Report all lines from the entries below in which "with" appears.

━━━━━━━━━━

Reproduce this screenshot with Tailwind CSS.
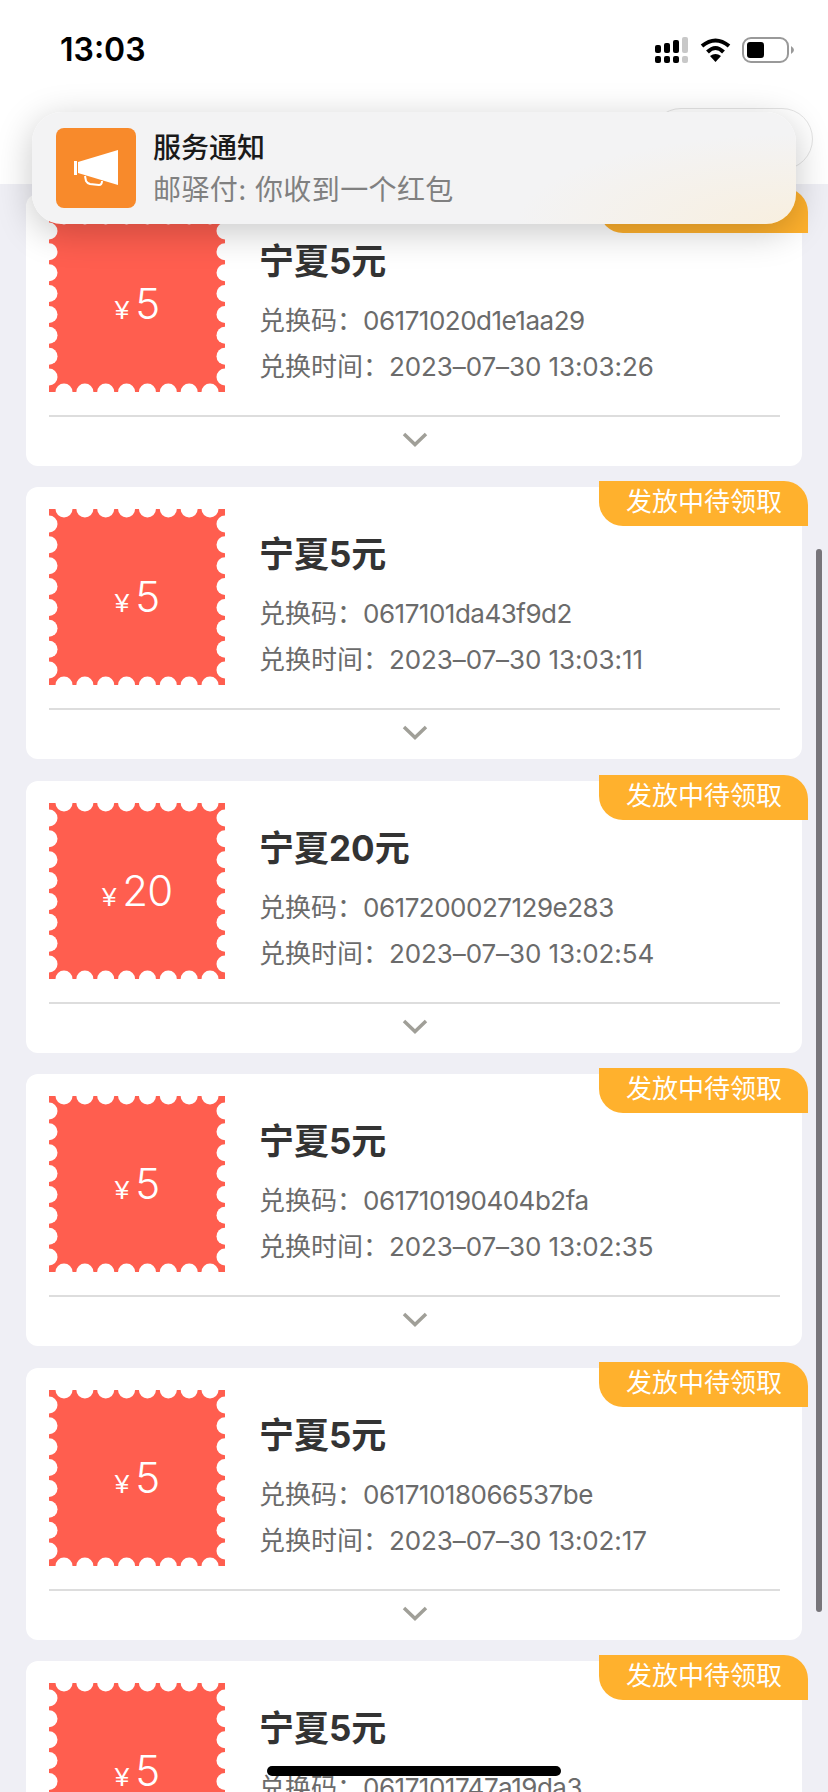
<!DOCTYPE html>
<html lang="zh">
<head>
    <meta charset="UTF-8">
    <meta name="viewport" content="width=device-width, initial-scale=1.0">
    <title>兑换记录</title>
    <script src="https://cdn.jsdelivr.net/npm/@tailwindcss/browser@4"></script>
</head>
<body class="bg-[#efeff5] font-['Liberation_Sans','Noto_Sans_CJK_SC',sans-serif]">
<div class="relative w-[828px] h-[1792px] overflow-hidden">

    <!-- Status bar + header -->
    <header class="relative bg-white h-[184px]">
        <div class="flex items-start justify-between pl-[60px] pr-[34px] pt-[29px]">
            <span class="font-['Inter',sans-serif] text-[32px] leading-[42px] font-semibold text-black">13:03</span>
            <svg class="mt-[8px]" width="140" height="26" viewBox="0 0 140 26">
                <g fill="#000">
                    <rect x="1" y="8" width="6" height="8" rx="2"/><rect x="10" y="6" width="6" height="10" rx="2"/><rect x="19" y="3" width="6" height="13" rx="2"/>
                    <rect x="1" y="19" width="6" height="7" rx="2"/><rect x="10" y="19" width="6" height="7" rx="2"/><rect x="19" y="19" width="6" height="7" rx="2"/>
                </g>
                <g fill="#c8c8c8"><rect x="28" y="0" width="6" height="16" rx="2"/><rect x="28" y="19" width="6" height="7" rx="2"/></g>
                <g fill="none" stroke="#000" stroke-width="4">
                    <path d="M48 9 Q61.500 -2 75 9"/><path d="M53.500 15 Q61.500 7 69.500 15"/>
                </g>
                <path d="M56 19 Q61.500 15 67 19 L61.500 25 Z" fill="#000"/>
                <rect x="89" y="1" width="45" height="24" rx="8" fill="#fff" stroke="#999" stroke-width="2"/>
                <rect x="93" y="5" width="17" height="16" rx="3" fill="#000"/>
                <path d="M137 9 Q140 11 140 13 Q140 15 137 17 Z" fill="#999"/>
            </svg>
        </div>
        <div class="absolute left-[650px] top-[108px] w-[163px] h-[62px] rounded-full border border-[#e4e4e4]"></div>
    </header>

    <!-- List -->
    <main id="list" class="px-[26px] pt-[9.5px] flex flex-col gap-[21.5px]"></main>

    <!-- Scrollbar -->
    <div class="absolute left-[816px] top-[549px] w-[6px] h-[1063px] rounded-full bg-[#77757a]"></div>

    <!-- Notification -->
    <div class="absolute left-[32px] top-[112px] w-[764px] h-[112px] rounded-[30px] bg-[radial-gradient(280px_90px_at_100%_100%,#f8efdf,#f3f3f4)] shadow-[0_8px_36px_rgba(0,0,0,0.22)] flex items-center pl-[24px]">
        <div class="w-[80px] h-[80px] rounded-[8px] bg-[#f88a2b] shrink-0">
            <svg width="80" height="80" viewBox="0 0 80 80">
                <path d="M22 34 L62 22 L62 57 L22 45 Z" fill="#fff"/>
                <rect x="18" y="33" width="3" height="14" fill="#fff"/>
                <path d="M29 48 L30 53 Q31 55 34 56 L43 57 Q46 57 46 53" fill="none" stroke="#fff" stroke-width="2"/>
            </svg>
        </div>
        <div class="ml-[17px] pt-[2px] font-['Inter','Noto_Sans_CJK_SC',sans-serif]">
            <p class="text-[28px] leading-[38px] font-medium text-[#1a1a1a]">服务通知</p>
            <p class="text-[28px] leading-[40px] mt-[3px] tracking-[0.4px] text-[#808080]">邮驿付: 你收到一个红包</p>
        </div>
    </div>

    <!-- Home indicator -->
    <div class="absolute left-[267px] top-[1766px] w-[294px] h-[10px] rounded-full bg-black"></div>
</div>

<script>
    const items = [
        { amount: '5', code: '06171020d1e1aa29', time: '2023–07–30 13:03:26' },
        { amount: '5', code: '0617101da43f9d2', time: '2023–07–30 13:03:11' },
        { amount: '20', code: '0617200027129e283', time: '2023–07–30 13:02:54' },
        { amount: '5', code: '061710190404b2fa', time: '2023–07–30 13:02:35' },
        { amount: '5', code: '06171018066537be', time: '2023–07–30 13:02:17' },
        { amount: '5', code: '0617101747a19da3', time: '' }
    ];

    // Perforated stamp edges: 8 white circles per side
    let holes = '';
    for (let i = 0; i < 8; i++) {
        const p = 15 + i * 20.86;
        holes += `<circle cx="${p}" cy="0" r="8.5"/><circle cx="${p}" cy="176" r="8.5"/>`;
        holes += `<circle cx="0" cy="${p}" r="8.5"/><circle cx="176" cy="${p}" r="8.5"/>`;
    }

    document.getElementById('list').innerHTML = items.map(item => `
        <article class="relative bg-white rounded-[12px] h-[272px] shrink-0 pl-[23px] pr-[22px] pt-[22px]">
            <span class="absolute -right-[6px] -top-[6px] w-[209px] h-[45px] bg-[#ffb12d] rounded-tr-[24px] rounded-bl-[24px] text-white text-[26px] leading-[43px] pl-[27px]">发放中待领取</span>
            <div class="flex h-[176px]">
                <div class="relative w-[176px] h-[176px] shrink-0 flex items-baseline justify-center">
                    <svg class="absolute inset-0" width="176" height="176" viewBox="0 0 176 176">
                        <rect width="176" height="176" fill="#ff5e4f"/>
                        <g fill="#fff">${holes}</g>
                    </svg>
                    <span class="relative text-white text-[26px] leading-[50px] mt-[69px] mr-[6px]">¥</span>
                    <span class="relative text-white text-[42px] leading-[50px] font-light tracking-[-1px] font-['Inter',sans-serif]">${item.amount}</span>
                </div>
                <div class="ml-[34px] pt-[25px] font-['Inter','Noto_Sans_CJK_SC',sans-serif]">
                    <h3 class="text-[35px] leading-[40px] font-bold text-[#333]">宁夏${item.amount}元</h3>
                    <p class="text-[26px] leading-[36px] mt-[20px] text-[#6b6b6b]">兑换码<span class="font-['Noto_Sans_CJK_TC']">：</span><span class="tracking-[-0.5px]">${item.code}</span></p>
                    <p class="text-[26px] leading-[36px] mt-[8px] text-[#6b6b6b] ${item.time ? '' : 'hidden'}">兑换时间<span class="font-['Noto_Sans_CJK_TC']">：</span><span class="tracking-[-0.1px]">${item.time}</span></p>
                </div>
            </div>
            <div class="h-[2px] bg-[#dddddd] mt-[23px]"></div>
            <svg class="mx-auto mt-[15px]" width="26" height="16" viewBox="0 0 26 16">
                <path d="M2 2 L13 12.500 L24 2" fill="none" stroke="#a09f98" stroke-width="3.500"/>
            </svg>
        </article>
    `).join('');
</script>
</body>
</html>
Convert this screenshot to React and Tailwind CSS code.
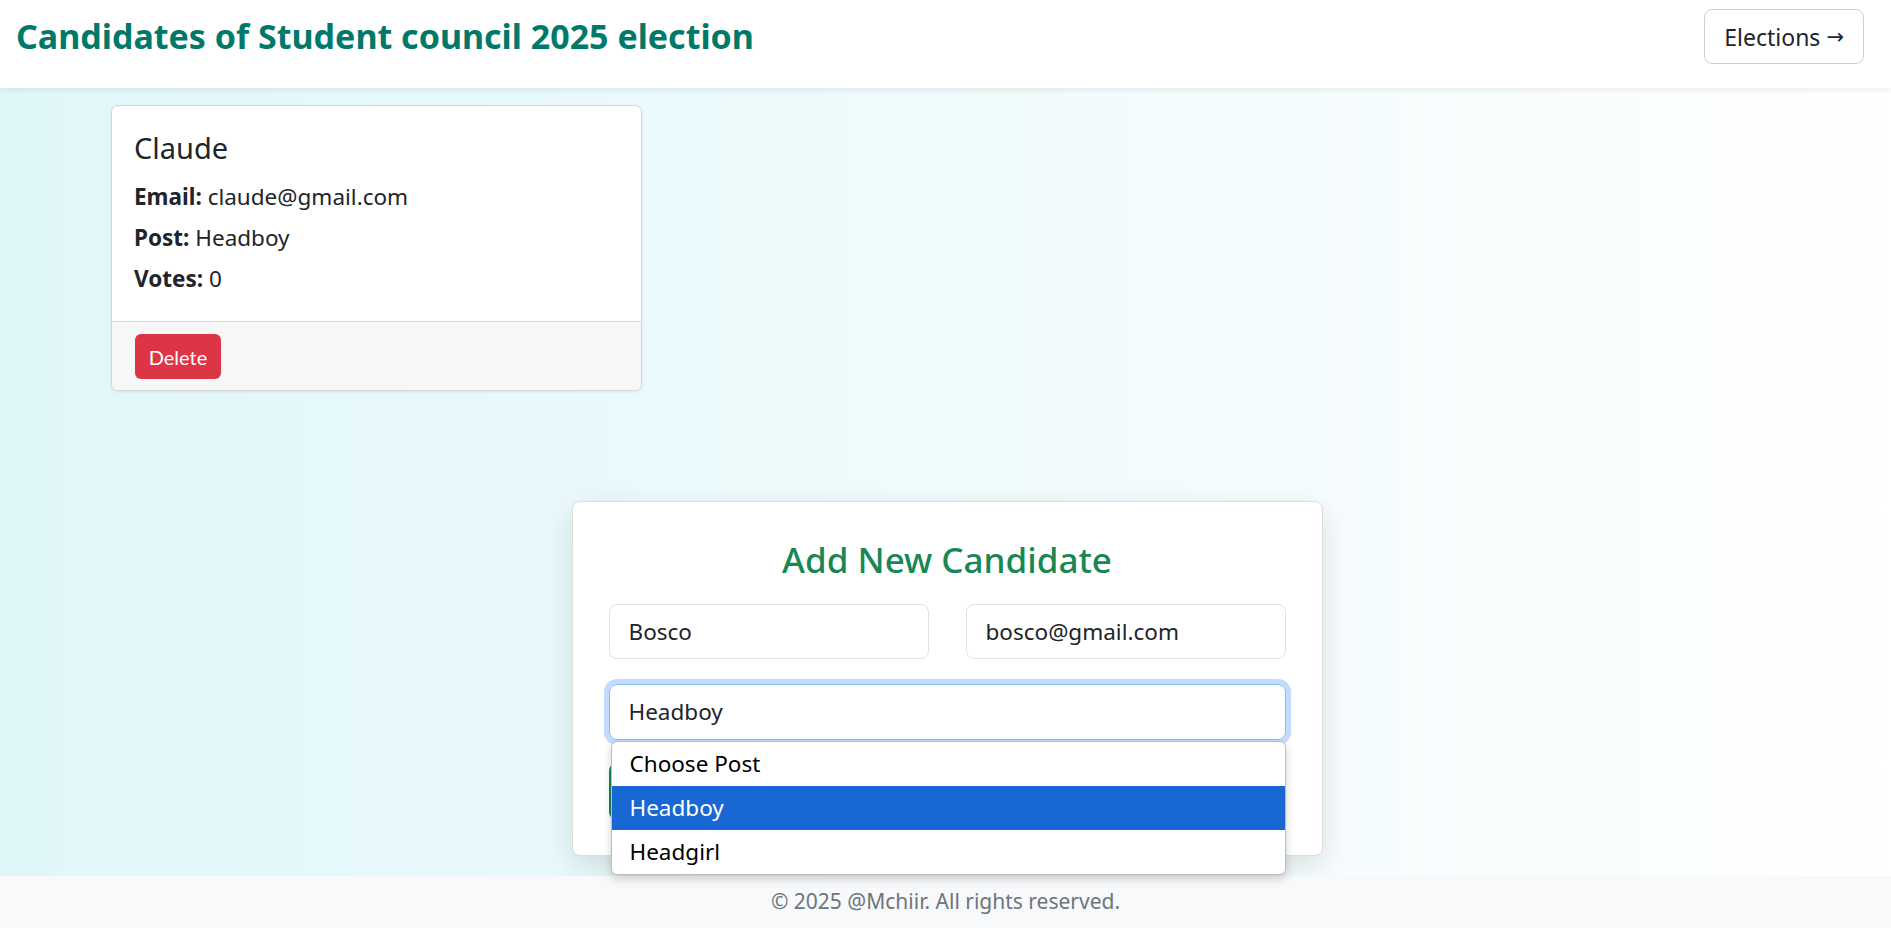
import { useState } from "react";

const posts = ["Choose Post", "Headboy", "Headgirl"];

function CandidateCard({ candidate }) {
  return (
    <div className="w-[531px] rounded-[7px] border border-[#d6d6d6] bg-white shadow-[0_1px_3px_rgba(0,0,0,0.08)]">
      <div className="pt-[26px] pb-[27px] px-[22px] text-[#212529]">
        <h5 className="text-[29px] leading-[32px] mb-[18px]">{candidate.name}</h5>
        <div className="flex flex-col gap-[11px] text-[22.5px] leading-[30px]">
          <p><strong>Email:</strong> {candidate.email}</p>
          <p><strong>Post:</strong> {candidate.post}</p>
          <p><strong>Votes:</strong> {candidate.votes}</p>
        </div>
      </div>
      <div className="border-t border-[#d6d6d6] bg-[#f7f7f7] rounded-b-[7px] pt-[12px] pb-[11px] px-[23px]">
        <button className="w-[86px] h-[45px] rounded-[6px] bg-[#dc3545] text-white text-[20px] font-['Lato']">
          Delete
        </button>
      </div>
    </div>
  );
}

function AddCandidateForm() {
  const [name, setName] = useState("Bosco");
  const [email, setEmail] = useState("bosco@gmail.com");
  const [post] = useState("Headboy");

  return (
    <div className="w-[751px] rounded-[8px] border border-[#dcdcdc] bg-white shadow-[0_10px_30px_rgba(0,0,0,0.12)] pt-[37px] pb-[35px] px-[36px]">
      <h3 className="text-center text-[35px] leading-[42px] font-medium text-[#198754] mb-[23px]">
        Add New Candidate
      </h3>
      <div className="grid grid-cols-2 gap-[37px] mb-[25px]">
        <input
          className="h-[55px] rounded-[8px] border border-[#dee2e6] px-[19px] text-[22.5px] text-[#212529] outline-none"
          value={name}
          onChange={(e) => setName(e.target.value)}
        />
        <input
          className="h-[55px] rounded-[8px] border border-[#dee2e6] px-[19px] text-[22.5px] text-[#212529] outline-none"
          value={email}
          onChange={(e) => setEmail(e.target.value)}
        />
      </div>
      <div className="relative mb-[23px]">
        <div className="h-[56px] flex items-center rounded-[8px] border border-[#86b7fe] shadow-[0_0_0_5px_rgba(13,110,253,0.25)] px-[19px] text-[22.5px] text-[#212529]">
          {post}
        </div>
        <ul className="absolute z-10 left-[2px] top-[57px] w-[675px] bg-white border border-[#bdbdbd] rounded-[6px] shadow-[0_4px_10px_rgba(0,0,0,0.18)] overflow-hidden text-[22.5px]">
          {posts.map((p) => (
            <li
              key={p}
              className={
                p === post
                  ? "h-[44px] flex items-center px-[18px] bg-[#1967d2] text-white"
                  : "h-[44px] flex items-center px-[18px] text-black"
              }
            >
              {p}
            </li>
          ))}
        </ul>
      </div>
      <button className="w-full h-[57px] rounded-[8px] bg-[#198754] text-white text-[22px]">
        Add Candidate
      </button>
    </div>
  );
}

export default function App() {
  const candidates = [{ id: 1, name: "Claude", email: "claude@gmail.com", post: "Headboy", votes: 0 }];

  return (
    <div className="min-h-screen flex flex-col bg-linear-to-r from-[#e0f7fa] to-white font-['Noto_Sans',sans-serif]">
      <header className="h-[88px] bg-white shadow-[0_2px_6px_rgba(0,0,0,0.08)] flex items-center justify-between pl-[16px] pr-[27px] pb-[16px] relative z-10">
        <h1 className="text-[34px] leading-[42px] font-bold text-[#00796b]">
          Candidates of Student council 2025 election
        </h1>
        <button className="h-[55px] px-[19px] flex items-center gap-[6px] leading-none border border-[#cfcfcf] rounded-[8px] bg-white text-[23px] text-[#212529]">
          <span className="pt-[3px]">Elections</span>
          <span className="font-['DejaVu_Sans'] text-[21px] pt-[3px]">→</span>
        </button>
      </header>

      <main className="flex-1 flex flex-col">
        <div className="pl-[111px] pt-[17px]">
          {candidates.map((c) => (
            <CandidateCard key={c.id} candidate={c} />
          ))}
        </div>
        <div className="flex justify-center mt-[110px] pl-[3px]">
          <AddCandidateForm />
        </div>
      </main>

      <footer className="h-[52px] mt-[20px] bg-[#f8f9fa] flex items-center justify-center text-[21px] text-[#6c757d]">
        © 2025 @Mchiir. All rights reserved.
      </footer>
    </div>
  );
}
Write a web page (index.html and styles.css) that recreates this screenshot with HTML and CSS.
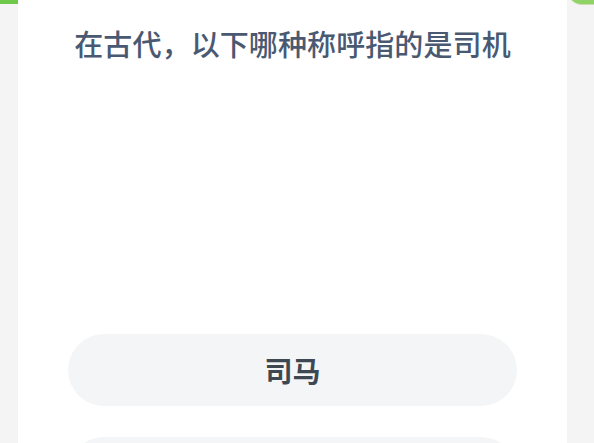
FILE: index.html
```html
<!DOCTYPE html>
<html lang="zh">
<head>
<meta charset="utf-8">
<link rel="stylesheet" href="styles.css">
</head>
<body>
<div class="page">
  <div class="side side-left"><div class="green-left"></div></div>
  <div class="card">
    <h1 class="question">在古代，以下哪种称呼指的是司机</h1>
    <div class="options">
      <div class="option">司马</div>
      <div class="option"></div>
    </div>
  </div>
  <div class="side side-right"><div class="green-right"></div></div>
</div>
</body>
</html>
```
FILE: styles.css
```css
html, body {
  margin: 0;
  padding: 0;
  background: #f4f4f4;
  overflow: hidden;
}
.page {
  display: flex;
  width: 594px;
  height: 443px;
  overflow: hidden;
  font-family: "Noto Sans CJK SC", "Noto Sans", sans-serif;
}
.side {
  background: #f4f4f4;
  flex: none;
  position: relative;
  overflow: hidden;
}
.side-left { width: 18px; }
.side-right { width: 27px; }
.green-left {
  height: 4px;
  background: #6ec94a;
}
.green-right {
  position: absolute;
  top: -16px;
  left: 1px;
  width: 40px;
  height: 20px;
  border-radius: 0 0 0 14px;
  background: #8fd266;
  border-bottom: 1px solid #c9dcb0;
}
.card {
  flex: none;
  width: 549px;
  background: #ffffff;
  display: flex;
  flex-direction: column;
}
.question {
  margin: 23px 0 0;
  font-size: 29px;
  line-height: 40px;
  font-weight: 500;
  color: #4a5972;
  text-align: center;
  letter-spacing: 0.1px;
}
.options {
  margin-top: 271px;
  padding: 0 50px;
  display: flex;
  flex-direction: column;
  gap: 31px;
}
.option {
  height: 72px;
  flex: none;
  border-radius: 36px;
  background: #f3f5f7;
  display: flex;
  align-items: center;
  justify-content: center;
  font-size: 28px;
  font-weight: 700;
  color: #3e4852;
}
```
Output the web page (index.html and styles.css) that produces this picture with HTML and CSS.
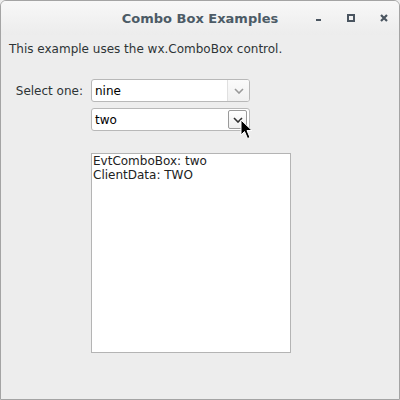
FILE: index.html
```html
<!DOCTYPE html>
<html>
<head>
<meta charset="utf-8">
<link rel="stylesheet" href="styles.css">
</head>
<body>
<div class="window">
  <div class="titlebar">
    <div class="title">Combo Box Examples</div>
    <div class="controls">
      <span class="btn-min"></span>
      <span class="btn-max"></span>
      <svg class="btn-close" width="8" height="8" viewBox="0 0 8 8"><path d="M1 1L7 7M7 1L1 7" stroke="#4a5560" stroke-width="2.2"/></svg>
    </div>
  </div>
  <div class="content">
    <p class="intro">This example uses the wx.ComboBox control.</p>
    <div class="row">
      <label class="label">Select one:</label>
      <div class="combos">
        <div class="combo">
          <span class="value">nine</span>
          <span class="arrow"><svg width="10" height="6" viewBox="0 0 10 6"><path d="M1 1L5 5L9 1" fill="none" stroke="#9a9a9a" stroke-width="1.6"/></svg></span>
        </div>
        <div class="combo">
          <span class="value">two</span>
          <span class="arrow hover"><svg width="10" height="6" viewBox="0 0 10 6"><path d="M1 1L5 5L9 1" fill="none" stroke="#303030" stroke-width="1.6"/></svg></span>
        </div>
        <div class="log">EvtComboBox: two<br>ClientData: TWO</div>
      </div>
    </div>
  </div>
  <svg class="cursor" width="14" height="22" viewBox="0 0 14 22"><path d="M1 1L1 16L4.5 12.5L7.5 19.5L10 18.5L7 11.5L12 11.5Z" fill="#000" stroke="#fff" stroke-width="1"/></svg>
</div>
</body>
</html>
```
FILE: styles.css
```css
html, body {
  margin: 0;
  padding: 0;
  width: 400px;
  height: 400px;
  overflow: hidden;
  background: #ededed;
}
.window {
  position: relative;
  width: 400px;
  height: 400px;
  box-sizing: border-box;
  border: 1px solid #a4a4a4;
  border-radius: 6px 6px 0 0;
  background: #ededed;
  font-family: "DejaVu Sans", sans-serif;
  color: #2e3436;
  overflow: hidden;
}
.titlebar {
  height: 34px;
  background: linear-gradient(#f8f8f8, #ececec);
  display: flex;
  align-items: center;
  justify-content: center;
  position: relative;
}
.title {
  font-weight: bold;
  font-size: 13px;
  color: #4c5b66;
}
.controls {
  position: absolute;
  right: 0;
  top: 0;
  height: 34px;
  display: flex;
  align-items: center;
}
.btn-min {
  width: 5px;
  height: 2px;
  background: #4a5560;
  margin-top: 4px;
  margin-right: 26px;
}
.btn-max {
  width: 4px;
  height: 4px;
  border: 2px solid #4a5560;
  margin-right: 25px;
}
.btn-close {
  margin-right: 11px;
}
.content {
  padding: 0 8px;
}
.intro {
  margin: 6px 0 0 0;
  font-size: 12px;
  line-height: 16px;
  color: #2e3436;
}
.row {
  display: flex;
  margin-top: 22px;
}
.label {
  font-size: 12px;
  width: 74px;
  margin-right: 8px;
  text-align: right;
  margin-top: 5px;
  color: #2e3436;
}
.combos {
  display: flex;
  flex-direction: column;
}
.combo {
  width: 159px;
  height: 23px;
  box-sizing: border-box;
  border: 1px solid #b8b8b8;
  border-radius: 3px;
  background: #fff;
  display: flex;
  align-items: center;
  margin-bottom: 6px;
}
.combo .value {
  flex: 1;
  padding-left: 3px;
  font-size: 12px;
  color: #000;
}
.combo .arrow {
  width: 22px;
  height: 21px;
  border-left: 1px solid #e0e0e0;
  background: linear-gradient(#fbfbfb, #f0f0f0);
  display: flex;
  align-items: center;
  justify-content: center;
  border-radius: 0 2px 2px 0;
  box-sizing: border-box;
}
.combo .arrow.hover {
  width: 19px;
  height: 19px;
  margin-right: 2px;
  border: 1px solid #9a9a9a;
  border-radius: 2px;
  background: linear-gradient(#ffffff, #eeeeee);
}
.log {
  margin-top: 16px;
  width: 200px;
  height: 200px;
  box-sizing: border-box;
  border: 1px solid #b4b4b4;
  background: #fff;
  font-size: 12px;
  line-height: 14px;
  padding: 0 1px;
  color: #222;
}
.cursor {
  position: absolute;
  left: 239px;
  top: 118px;
}
```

━━━━━━━━━━

SOLUTION TO THIS EXERCISE |
Reproduce this screenshot with Tailwind CSS.
Write a web page (index.html and styles.css) that recreates this screenshot with HTML and CSS.
Output the web page (index.html and styles.css) that produces this picture with HTML and CSS.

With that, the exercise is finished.